I’ve been intent on referring myself onto some more specialist therapy for dealing with sexual abuse. It’s a tough thing to talk myself into, and I’ve found it impressively easy to prevaricate about. The prospect of having to tell someone that I want to self-refer is not especially appealing but I did get myself to ring up last week.
That was last Thursday. It took about two hours to get through without just hitting voice mail. That sort of made it worse; I definitely didn’t want to leave a message – I had a weird fear of rambling at this machine… I don’t know. Too public feeling perhaps. I tried another number for the other office within my county only to find that it was strictly for city cases – despite being geographically closer to the city office than the county one. Sigh. I work in the public sector so I do completely understand how the boundaries are drawn up, and why. But as a consumer or service user it was surprisingly disheartening. They were very apologetic and gave me the number I already had again.
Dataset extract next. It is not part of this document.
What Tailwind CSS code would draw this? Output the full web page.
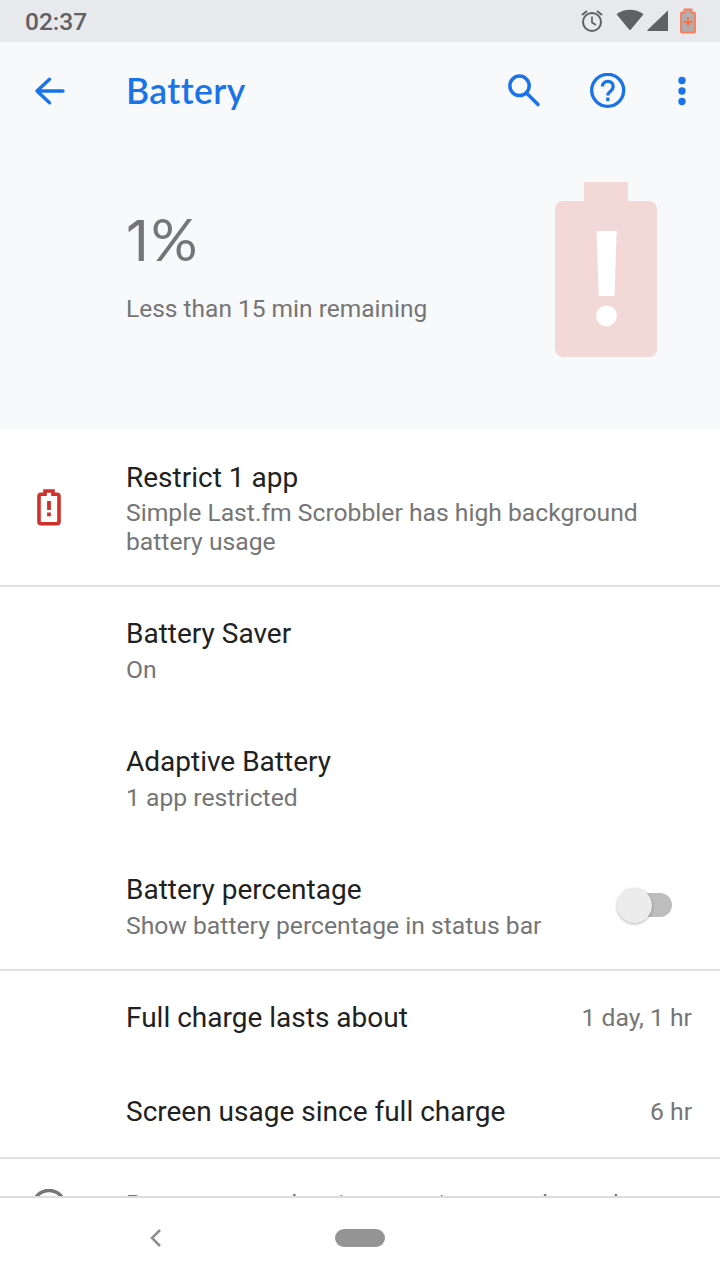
<!DOCTYPE html>
<html lang="en">
<head>
<meta charset="utf-8">
<title>Battery</title>
<script src="https://cdn.jsdelivr.net/npm/@tailwindcss/browser@4"></script>
</head>
<body class="w-[720px] h-[1280px] overflow-hidden bg-white font-['Roboto',sans-serif] text-[#212121] flex flex-col">
  <header class="h-[42px] shrink-0 bg-[#e8e9ed] text-[#5f6165] flex items-center justify-between pl-[25px] pr-6">
    <span class="text-[24.5px] leading-7 font-medium pt-[2px]">02:37</span>
    <div class="flex items-center">
      <svg class="w-6 h-6 mr-3" viewBox="0 0 24 24" fill="none" stroke="currentColor" stroke-width="2"><circle cx="12" cy="13" r="9"/><path d="M12 7.500v6l4 2.500" stroke-width="1.700"/><path d="M2 6l5-4M22 6l-5-4"/></svg>
      <svg class="w-[28px] h-6 mr-[3px]" viewBox="0 0 28 24" fill="currentColor"><path d="M.5 5.200C8.500 -.6 19.500 -.6 27.500 5.200L14.900 20.500q-.9 1-1.800 0z"/></svg>
      <svg class="w-[22px] h-6 mr-[11px]" viewBox="0 0 22 24" fill="currentColor"><path d="M21 2v20H.8q-1 0-.3-.9L20.100 2.200q.9-.7.900-.2z"/></svg>
      <svg class="w-4 h-[26px]" viewBox="0 0 16 26"><path d="M4.500 4.500V1.500h7v3H14q1 0 1 1v18q0 1-1 1H2q-1 0-1-1v-18q0-1 1-1z" fill="#b4adad" stroke="#f77e5b" stroke-width="1.900"/><path d="M8 9.500v9M3.700 14h8.600" stroke="#f77147" stroke-width="2"/></svg>
    </div>
  </header>

  <section class="h-[387px] shrink-0 bg-[#f8f9fb]">
    <div class="h-[98px] flex items-center text-[#1a73e8] pl-[34px] pr-[34px]">
      <svg class="w-8 h-8 mr-[60px]" viewBox="0 0 32 32" fill="none" stroke="currentColor" stroke-width="3.400" stroke-linecap="round" stroke-linejoin="round"><path d="M29 16H3M15.500 4.200L3 16l12.500 11.800"/></svg>
      <h1 class="flex-1 font-['Lato',sans-serif] text-[35.5px] leading-10 font-semibold tracking-[0.4px]">Battery</h1>
      <svg class="w-9 h-9 mr-[47px]" viewBox="0 0 36 36" fill="none" stroke="currentColor" stroke-width="3.500"><circle cx="12.500" cy="12.800" r="9.700"/><path d="M19.500 20L31 31.500" stroke-width="3.600" stroke-linecap="round"/></svg>
      <svg class="w-9 h-9 mr-[52px]" viewBox="0 0 36 36" fill="none" stroke="currentColor" stroke-width="3.300"><circle cx="17.700" cy="17.300" r="16"/><path d="M12.400 13.600c0-6.800 10.800-7.100 10.800-.1 0 4.700-5.400 4.600-5.400 8.900"/><path d="M17.800 24.500v3.600"/></svg>
      <svg class="w-2 h-8" viewBox="0 0 8 32" fill="currentColor"><circle cx="4" cy="5.500" r="3.700"/><circle cx="4" cy="16" r="3.700"/><circle cx="4" cy="26.500" r="3.700"/></svg>
    </div>
    <div class="flex items-start justify-between pl-[126px] pr-[63px] text-[#757575]">
      <div class="pt-[66px]">
        <p class="font-['Lato',sans-serif] text-[58px] leading-[66px] flex items-baseline"><span class="font-['Inter',sans-serif] text-[56px] w-[25px]">1</span><span>%</span></p>
        <p class="text-[24.5px] leading-[29px] mt-5">Less than 15 min remaining</p>
      </div>
      <svg class="w-[102px] h-[176px] mt-[41px]" viewBox="0 0 102 176"><path d="M29 1h44v19h20q9 0 9 9v138q0 9-9 9H9q-9 0-9-9V29q0-9 9-9h20z" fill="#f3d8d8"/><path d="M41.500 50h20.200L59.500 115H43.800z" fill="#fff"/><circle cx="51.500" cy="134.800" r="10.400" fill="#fff"/></svg>
    </div>
  </section>

  <main class="flex-1 min-h-0 overflow-hidden">
    <section class="h-[156px] flex items-center">
      <div class="w-[126px] pl-9">
        <svg class="w-[26px] h-[37px]" viewBox="0 0 26 37"><path d="M9 5.300V2h8v3.300H21q2 0 2 2v25.500q0 2-2 2H5q-2 0-2-2V7.300q0-2 2-2z" fill="none" stroke="#d0302b" stroke-width="3.600"/><path d="M13 12v9M13 23.500v3.700" stroke="#d0302b" stroke-width="3.800"/></svg>
      </div>
      <div class="pt-[3px]">
        <h2 class="text-[28px] leading-[33px] mb-1">Restrict 1 app</h2>
        <p class="text-[24.700px] leading-[29px] text-[#757575]">Simple Last.fm Scrobbler has high background<br>battery usage</p>
      </div>
    </section>

    <section class="relative pl-[126px] before:absolute before:left-0 before:top-0 before:h-[2px] before:w-full before:bg-[#e0e0e0]">
      <div class="h-32 flex flex-col justify-center pt-[3px]">
        <h2 class="text-[28px] leading-[33px] mb-[5px]">Battery Saver</h2>
        <p class="text-[24.700px] leading-[29px] text-[#757575]">On</p>
      </div>
      <div class="h-32 flex flex-col justify-center pt-[3px]">
        <h2 class="text-[28px] leading-[33px] mb-[5px]">Adaptive Battery</h2>
        <p class="text-[24.700px] leading-[29px] text-[#757575]">1 app restricted</p>
      </div>
      <div class="h-32 flex items-center justify-between pr-12 pt-[3px]">
        <div>
          <h2 class="text-[28px] leading-[33px] mb-[5px]">Battery percentage</h2>
          <p class="text-[24.700px] leading-[29px] text-[#757575]">Show battery percentage in status bar</p>
        </div>
        <div class="w-[56px] h-9 flex items-center relative justify-end mb-[2px]">
          <div class="w-11 h-6 rounded-full bg-[#bdbdbd] mb-px"></div>
          <div class="absolute left-[1px] top-0 w-[35px] h-[35px] rounded-full bg-[#ececec] shadow-[0_1px_3px_rgba(0,0,0,0.3)]"></div>
        </div>
      </div>
    </section>

    <section class="relative pl-[126px] pr-[28px] before:absolute before:left-0 before:top-0 before:h-[2px] before:w-full before:bg-[#e0e0e0]">
      <div class="h-[94px] flex items-center justify-between pt-[3px]">
        <h2 class="text-[28px] leading-[33px]">Full charge lasts about</h2>
        <span class="text-[24.700px] leading-[29px] text-[#757575]">1 day, 1 hr</span>
      </div>
      <div class="h-[94px] flex items-center justify-between pt-[3px]">
        <h2 class="text-[28px] leading-[33px]">Screen usage since full charge</h2>
        <span class="text-[24.700px] leading-[29px] text-[#757575]">6 hr</span>
      </div>
    </section>

    <section class="relative flex pt-[32px] before:absolute before:left-0 before:top-0 before:h-[2px] before:w-full before:bg-[#e0e0e0]">
      <div class="w-[126px] pl-[31px]">
        <svg class="w-9 h-9" viewBox="0 0 36 36" fill="none" stroke="#757575" stroke-width="3.500"><circle cx="18" cy="17.500" r="16"/><path d="M18 16v10M18 9v3.500"/></svg>
      </div>
      <p class="text-[24.700px] leading-[29px] text-[#757575] whitespace-nowrap">Battery usage data is approximate and can change</p>
    </section>
  </main>

  <nav class="h-[84px] shrink-0 border-t-2 border-[#dcdcdc] bg-white flex items-center pl-[149px] pb-[2px]">
    <svg class="w-3 h-5" viewBox="0 0 12 20" fill="none" stroke="#8e8e8e" stroke-width="2.500"><path d="M11 2L3 10l8 8"/></svg>
    <div class="ml-[174px] w-[50px] h-[18px] rounded-full bg-[#949494]"></div>
  </nav>
</body>
</html>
I guess that was good practice for saying “hello, I’d like to self-refer” and I got through eventually.
Unfortunately there was no one there to take my referral and the person who answered could only take a message and get them to call me back. Well… It’s been a week and I’ve had no call. So now i’m back in prevaricate mode, combined with a background tension of anticipating a phone call – at any time!
Realistically people are busy, and I’ve no doubt that a third sector organisation like ISAS (Incest and Sex Abuse Survivors) are probably, and depressingly, swamped with work. I still feel somewhat hurt that I haven’t received a return call and am further discouraged from calling them again. But this is just self-defeating nonsense – I can now pretend to justify not calling because they were supposed to ring me. Silly. On the other hand, i’m on a train right now and that’s not a public phone call I want to have.
On the plus side I learned, or at least confirmed something I believed: the person who took my message was male and I felt this awful internal shrinking away – I’m going to want a female counsellor. That’s useful to know.